Economia

Dall'Fmi nuove pressioni sulle banche

"Sforzi fatti insufficienti: ancora troppo alte le sofferenze, pari al 10% dei prestiti"

Dall'Fmi nuove pressioni sulle banche

Il Fondo monetario internazionale mette il dito nella piaga delle sofferenze bancarie italiano, un elemento di vulnerabilità reso oltremodo delicato dalla nuove norme imposte dalla Bce. In un capitolo del World economic outlook dedicato ai non performing loan (npl), l'organizzazione guidata da Christine Lagarde riconosce che il nostro sistema creditizio ha compiuto «molti progressi» nell'azione di pulizia dei bilanci ed è per questo «più stabile», ma gli sforzi risultano ancora insufficienti. A dirlo sono i numeri, e in particolare il raffronto con l'eurozona dove il rapporto tra crediti di difficile riscossione e prestiti, nel primo trimestre del 2017, si ferma al 5,7% contro il 10% dell'Italia, appesantita peraltro da uno stock pari al 30% del totale degli npl di Eurolandia. Le percentuali dell'Fmi non coincidono tuttavia con quelle contenute in un recente rapporto dell'Abi che collocano sotto il 4%, un valore dunque più prossimo alla media europea del 3%, i crediti deteriorati. Bankitalia ha intanto reso noto ieri che le sofferenze lorde in agosto sono scese a 172,4 miliardi dai 173,13 miliardi di luglio.
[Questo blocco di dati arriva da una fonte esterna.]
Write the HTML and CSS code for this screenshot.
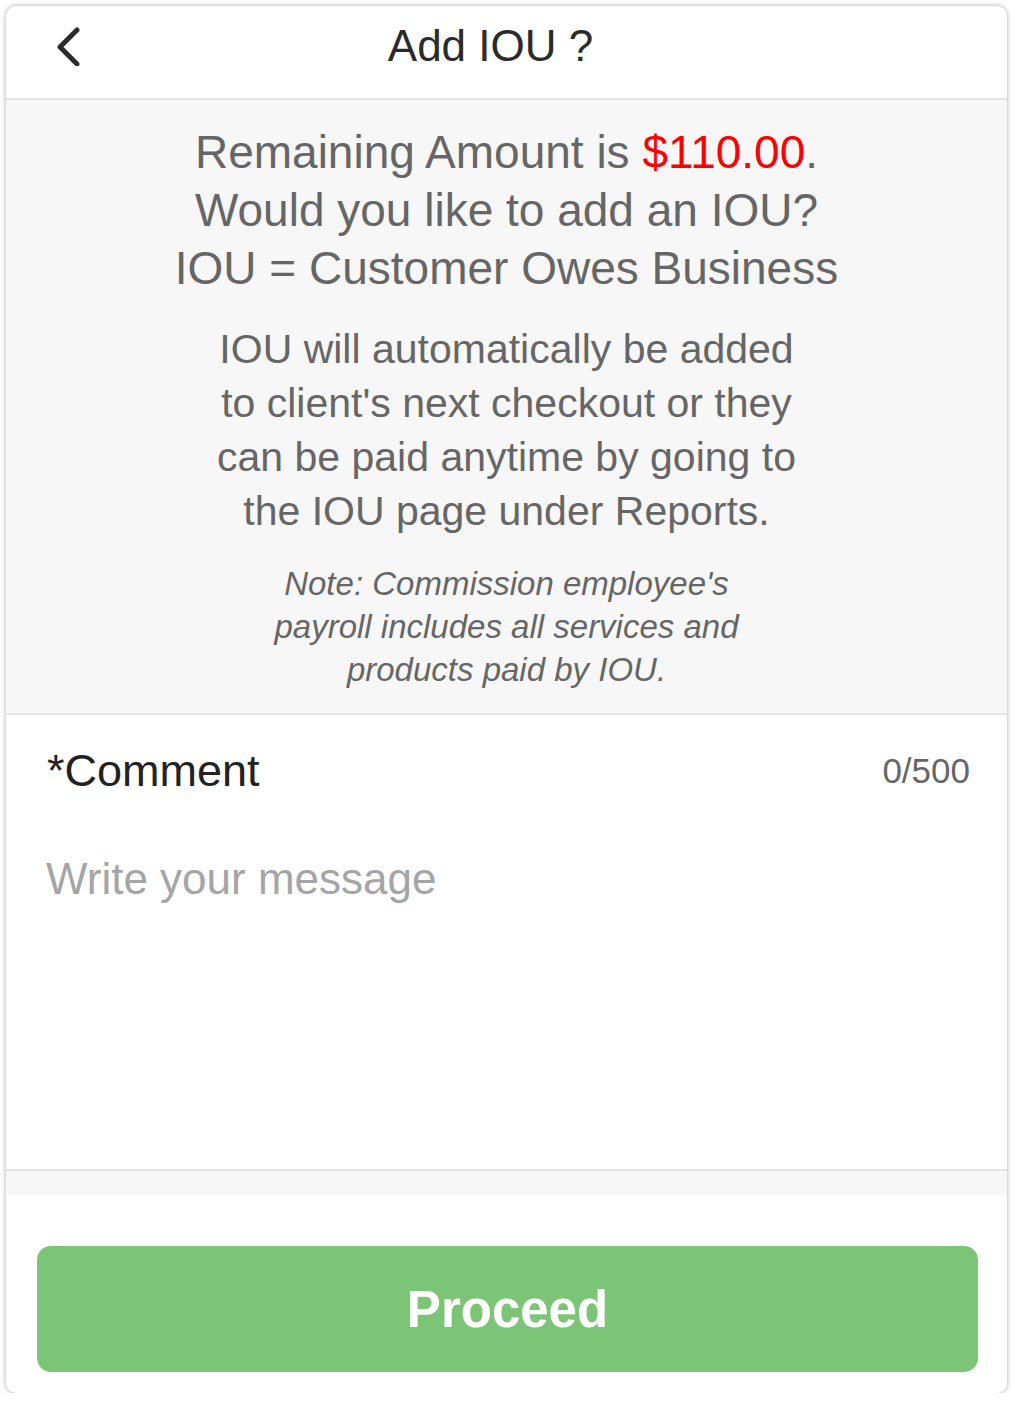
FILE: index.html
```html
<!DOCTYPE html>
<html lang="en">
<head>
    <meta charset="UTF-8">
    <meta name="viewport" content="width=device-width, initial-scale=1.0">
    <title>Add IOU ?</title>
    <link rel="stylesheet" href="styles.css">
</head>
<body>

    <div class="sheet">
        <div class="header">
            <button class="back" aria-label="Back">
                <svg width="28" height="40" viewBox="0 0 28 40">
                    <polyline points="22,4 5,21 22,38" fill="none" stroke="#2b2b2b" stroke-width="5" stroke-linecap="round" stroke-linejoin="round"/>
                </svg>
            </button>
            <div class="title">Add IOU ?</div>
            <div class="spacer"></div>
        </div>

        <div class="info">
            <p class="lead">
                Remaining Amount is <span class="amount">$110.00</span>.<br>
                Would you like to add an IOU?<br>
                IOU = Customer Owes Business
            </p>
            <p class="detail">
                IOU will automatically be added<br>
                to client's next checkout or they<br>
                can be paid anytime by going to<br>
                the IOU page under Reports.
            </p>
            <p class="note">
                Note: Commission employee's<br>
                payroll includes all services and<br>
                products paid by IOU.
            </p>
        </div>

        <div class="comment">
            <div class="comment-head">
                <span class="label">*Comment</span>
                <span class="count" id="count">0/500</span>
            </div>
            <textarea class="message" id="message" maxlength="500" placeholder="Write your message"></textarea>
        </div>

        <div class="strip"></div>

        <div class="footer">
            <button class="proceed">Proceed</button>
        </div>
    </div>

    <script>
        let message = document.getElementById('message');
        let count = document.getElementById('count');

        message.addEventListener('input', function () {
            count.textContent = message.value.length + '/500';
        });
    </script>

</body>
</html>
```

FILE: styles.css
```css
body {
    font-family: "Liberation Sans", Arial, sans-serif;
    margin: 0;
    padding: 6px 8px 0 6px;
    background-color: #fff;
}
.sheet {
    background-color: #fff;
    border-radius: 10px;
    box-shadow: 0px 0px 5px rgba(0, 0, 0, 0.35);
    overflow: hidden;
}
.header {
    display: flex;
    align-items: center;
    height: 92px;
    border-bottom: 2px solid #e4e4e4;
}
.back {
    width: 100px;
    height: 80px;
    padding: 0 0 10px 49px;
    border: none;
    background: none;
    text-align: left;
    cursor: pointer;
}
.title {
    flex: 1;
    text-align: center;
    font-size: 44px;
    color: #2b2b2b;
    padding-bottom: 12px;
}
.spacer {
    width: 132px;
}
.info {
    height: 615px;
    box-sizing: border-box;
    padding: 23px 20px 0;
    background-color: #f7f7f7;
    border-bottom: 2px solid #e4e4e4;
    text-align: center;
    color: #666;
}
.info p {
    margin: 0;
}
.lead {
    font-size: 46px;
    line-height: 58px;
}
.amount {
    color: #f00;
}
.detail {
    font-size: 41px;
    line-height: 54px;
    padding-top: 25px;
}
.note {
    font-size: 33px;
    line-height: 43px;
    font-style: italic;
    padding-top: 24px;
}
.comment {
    height: 456px;
    box-sizing: border-box;
    display: flex;
    flex-direction: column;
    border-bottom: 2px solid #e4e4e4;
}
.comment-head {
    display: flex;
    justify-content: space-between;
    align-items: center;
    padding: 31px 37px 0 41px;
    height: 50px;
}
.label {
    font-size: 45px;
    color: #222;
}
.count {
    font-size: 35px;
    color: #666;
}
.message {
    flex: 1;
    margin-top: 52px;
    padding: 6px 40px;
    border: none;
    outline: none;
    resize: none;
    background: none;
    font-family: "Liberation Sans", Arial, sans-serif;
    font-size: 44px;
    color: #333;
}
.message::placeholder {
    color: #a5a5a8;
}
.strip {
    height: 24px;
    background-color: #f7f7f7;
}
.footer {
    padding: 51px 29px 21px 31px;
}
.proceed {
    display: block;
    width: 100%;
    height: 126px;
    border: none;
    border-radius: 14px;
    background-color: #7cc576;
    color: #fff;
    font-family: "Liberation Sans", Arial, sans-serif;
    font-size: 51px;
    font-weight: bold;
    cursor: pointer;
}
```
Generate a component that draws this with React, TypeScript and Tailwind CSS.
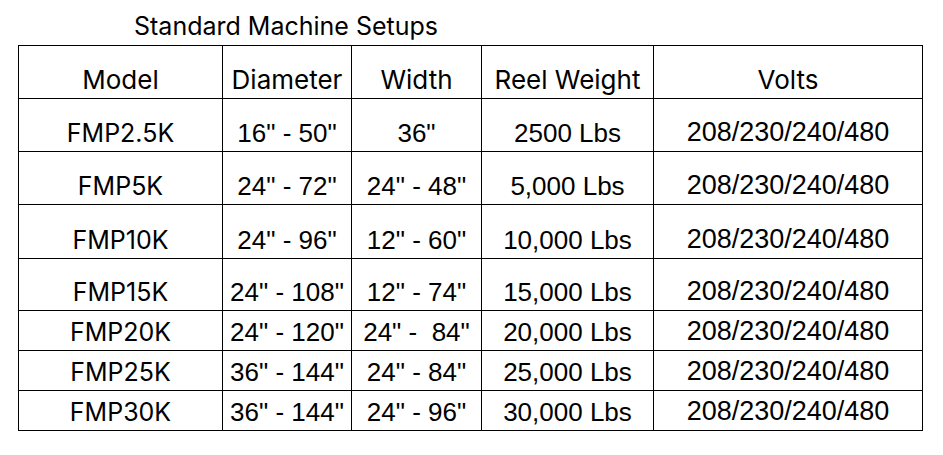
import React from "react";

const aptos = { fontFamily: "Inter, 'Noto Sans', sans-serif" };

type Row = { model: string; dia: string; width: string; weight: string; volts: string; h: string };

const rows: Row[] = [
  { model: "FMP2.5K", dia: '16" - 50"', width: '36"', weight: "2500 Lbs", volts: "208/230/240/480", h: "h-[53px]" },
  { model: "FMP5K", dia: '24" - 72"', width: '24" - 48"', weight: "5,000 Lbs", volts: "208/230/240/480", h: "h-[53px]" },
  { model: "FMP10K", dia: '24" - 96"', width: '12" - 60"', weight: "10,000 Lbs", volts: "208/230/240/480", h: "h-[54px]" },
  { model: "FMP15K", dia: '24" - 108"', width: '12" - 74"', weight: "15,000 Lbs", volts: "208/230/240/480", h: "h-[52px]" },
  { model: "FMP20K", dia: '24" - 120"', width: '24" -  84"', weight: "20,000 Lbs", volts: "208/230/240/480", h: "h-[40px]" },
  { model: "FMP25K", dia: '36" - 144"', width: '24" - 84"', weight: "25,000 Lbs", volts: "208/230/240/480", h: "h-[40px]" },
  { model: "FMP30K", dia: '36" - 144"', width: '24" - 96"', weight: "30,000 Lbs", volts: "208/230/240/480", h: "h-[40px]" },
];

function Cell({
  children,
  w,
  h,
  font,
}: {
  children: React.ReactNode;
  w: string;
  h: string;
  font: "head" | "model" | "arial" | "volts";
}) {
  const size =
    font === "head"
      ? "text-[26px]"
      : font === "model"
      ? "text-[25px]"
      : font === "volts"
      ? "text-[27px] font-['Liberation_Sans',Arial,sans-serif]"
      : "text-[26px] font-['Liberation_Sans',Arial,sans-serif]";
  const isAptos = font === "head" || font === "model";
  return (
    <div
      className={`${w} ${h} flex items-end justify-center border-l border-t border-black pb-[5px] whitespace-pre leading-none text-black ${size}`}
      style={isAptos ? aptos : undefined}
    >
      {children}
    </div>
  );
}

export default function App() {
  return (
    <div className="w-[943px] h-[455px] bg-white">
      <div className="h-[45px] flex items-end pl-[134px] pb-[6px] text-[25px] leading-none text-black" style={aptos}>
        Standard Machine Setups
      </div>
      <div className="ml-[18px] w-[905px] border-r border-b border-black flex flex-col">
        <div className="flex">
          <Cell w="w-[204px]" h="h-[53px]" font="head">Model</Cell>
          <Cell w="w-[129px]" h="h-[53px]" font="head">Diameter</Cell>
          <Cell w="w-[130px]" h="h-[53px]" font="head">Width</Cell>
          <Cell w="w-[172px]" h="h-[53px]" font="head">Reel Weight</Cell>
          <Cell w="w-[269px]" h="h-[53px]" font="head">Volts</Cell>
        </div>
        {rows.map((r) => (
          <div className="flex" key={r.model}>
            <Cell w="w-[204px]" h={r.h} font="model">{r.model}</Cell>
            <Cell w="w-[129px]" h={r.h} font="arial">{r.dia}</Cell>
            <Cell w="w-[130px]" h={r.h} font="arial">{r.width}</Cell>
            <Cell w="w-[172px]" h={r.h} font="arial">{r.weight}</Cell>
            <Cell w="w-[269px]" h={r.h} font="volts">{r.volts}</Cell>
          </div>
        ))}
      </div>
    </div>
  );
}
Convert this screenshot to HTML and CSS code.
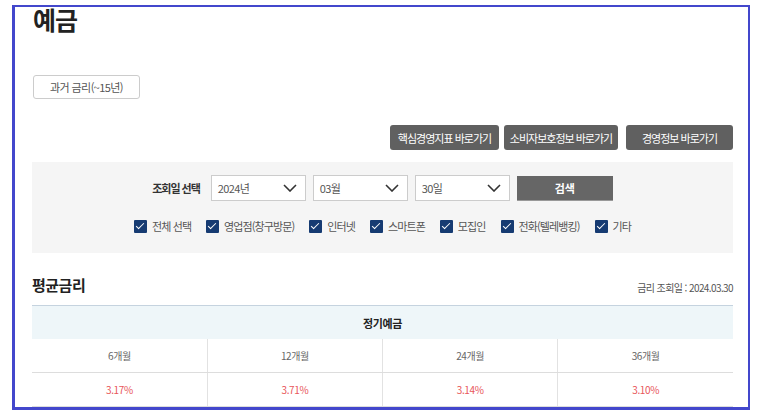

È quindi possibile che le valutazioni dell'organizzazione di Washington siano inficiate da un'analisi basata sulla situazione esistente tra gennaio e marzo di quest'anno, poi migliorata nei mesi successivi. In ogni caso, resta condivisibile l'invito - rivolto non solo agli istituti tricolori - a «uno sforzo maggiore per ripulire i bilanci e migliorare l'efficienza nei costi». A imporre maggior rigore, ricorda il Fondo, è l'attuale situazione connotata da una scarsa redditività destinata a non migliorare «neppure entro il 2019». Il World economic outlook non entra nella querelle secondo la quale sarebbe la politica Zirp della Bce, cioè dei tassi azzerati, a picconare la profittabilità: si limita semplicemente a osservare che bassi utili «minano la capacità delle banche di costruire cuscinetti per fronteggiare perdite inattese o di raccogliere capitale sul mercato». È un principio universale, valido per tutte. Ma il capo economista del Fondo Maurice Obstfeld posa la lente proprio sull'Italia: la quota degli Npl, «deve certamente essere ridotta. Questo è ovviamente doloroso per le banche, ma abbiamo visto alcuni istituti, come Unicredit, che sono stati in grado di raccogliere capitale e ciò è un buon segno».

La strada indicata dal Fondo è quindi una sola: ripulire i bilanci dalle tossine. Anche per impedire che «possano riemergere timori in alcune zone dell'area dell'euro circa la stabilità finanziaria», con ricadute negative sotto forma di un aumento dei tassi che peggiorerebbe il debito pubblico.

Debito italiano che l'Fmi prevede in salita al 133% del Pil nel 2017, dal 132,6% del 2016, per poi ricominciare a scendere al 131,4% nel 2018. Dopo la revisione attuata a luglio scorso, viene invece rivista al rialzo, all'1,5%, la crescita per quest'anno e all'1,1% quella per il prossimo. Si tratta - rispetto alle previsioni di tre mesi fa - di un rialzo di 0,2 punti per il 2017 e di 0,1 punti per il 2018. La penisola resta comunque il Paese dei G-7 con l'andamento più debole. Queste stime rischiano però di rivelarsi ottimistiche se saranno confermati i timori di quanti sono convinti che la stretta della Bce sugli npl si tradurrà in una strozzatura nei prestiti con riflessi sul Pil.

Anche ieri, il ministro dell'Economia, Pier Carlo Padoan, è infatti tornato a mettere in guardia dai possibili rischi legati a un'«accelerazione eccessiva nella riduzione delle sofferenze».